Hand 3: Jesse raises KQhh and James doesn't just fold 53o. It's a fold for chips (I think) Let Jesse win his 2bbs.
https://www.pokernews.com/tours/wsop/2025-wsop/event-53-1500-millionaire-maker/chips.754734.htm
Hand 7: Why does Carroll lead the flop with 86 on A53 and why does Jesse fold? For this hand I don't care if they are or are not chip dumping. This is a terribly played poker hand if they aren't.
Hand 8 Why doesn't Jesse jam KTo preflop over his button open?

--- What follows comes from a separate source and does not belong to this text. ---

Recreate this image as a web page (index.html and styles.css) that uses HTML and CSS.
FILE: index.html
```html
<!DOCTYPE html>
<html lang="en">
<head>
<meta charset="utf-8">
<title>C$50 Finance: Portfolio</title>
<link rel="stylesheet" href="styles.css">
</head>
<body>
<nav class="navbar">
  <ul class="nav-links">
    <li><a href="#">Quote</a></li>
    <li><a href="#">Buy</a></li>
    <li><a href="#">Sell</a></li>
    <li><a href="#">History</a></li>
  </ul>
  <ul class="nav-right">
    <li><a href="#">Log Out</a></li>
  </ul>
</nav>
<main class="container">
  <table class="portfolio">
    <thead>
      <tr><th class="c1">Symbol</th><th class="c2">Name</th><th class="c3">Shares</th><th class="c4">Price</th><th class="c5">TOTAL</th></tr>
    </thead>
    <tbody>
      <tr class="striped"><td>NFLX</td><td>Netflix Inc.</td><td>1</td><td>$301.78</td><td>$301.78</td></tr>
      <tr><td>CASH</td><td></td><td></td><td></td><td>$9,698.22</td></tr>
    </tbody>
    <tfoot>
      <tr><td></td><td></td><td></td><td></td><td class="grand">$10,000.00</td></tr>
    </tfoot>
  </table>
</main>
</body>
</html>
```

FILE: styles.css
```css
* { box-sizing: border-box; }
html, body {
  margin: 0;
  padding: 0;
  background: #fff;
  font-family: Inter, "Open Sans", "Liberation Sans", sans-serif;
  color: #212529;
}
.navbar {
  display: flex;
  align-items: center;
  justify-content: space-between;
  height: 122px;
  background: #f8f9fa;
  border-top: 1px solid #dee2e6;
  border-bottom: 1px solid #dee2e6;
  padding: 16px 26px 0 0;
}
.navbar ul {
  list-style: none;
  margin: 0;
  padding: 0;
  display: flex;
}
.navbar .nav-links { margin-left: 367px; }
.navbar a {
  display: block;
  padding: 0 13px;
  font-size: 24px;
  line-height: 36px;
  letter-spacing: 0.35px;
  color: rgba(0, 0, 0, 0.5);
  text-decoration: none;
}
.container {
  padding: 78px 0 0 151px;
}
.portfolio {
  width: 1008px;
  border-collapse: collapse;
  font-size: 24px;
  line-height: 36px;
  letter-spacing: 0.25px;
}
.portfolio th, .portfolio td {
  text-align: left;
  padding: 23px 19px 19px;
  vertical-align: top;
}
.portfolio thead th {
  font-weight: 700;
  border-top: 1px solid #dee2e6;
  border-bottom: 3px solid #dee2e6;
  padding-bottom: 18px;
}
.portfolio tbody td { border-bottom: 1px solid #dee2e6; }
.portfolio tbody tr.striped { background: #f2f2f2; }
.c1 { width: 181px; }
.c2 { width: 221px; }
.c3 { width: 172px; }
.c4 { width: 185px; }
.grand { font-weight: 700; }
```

https://www.pokernews.com/tours/wsop/2025-wsop/event-53-1500-millionaire-maker/chips.754305.htm
The next batch of hands features even stupider collusion here where James fold two pure preflop vpips/jams on the button after fucking up chip dumping several times in the previous batch of hands
https://www.pokernews.com/tours/wsop/2025-wsop/event-53-1500-millionaire-maker/chips.754320.htm
And finally the infamous king high vs king high hand. Why didn't Jesse just bluff shove the river over his bet and why didn't Carroll not bluff the river? If you're trying to mask what you are doing some hands will be boring check down pots. That's fine. If you're trying to end it as quickly and shamelessly as possible, why are you struggling to play this fairly simple game.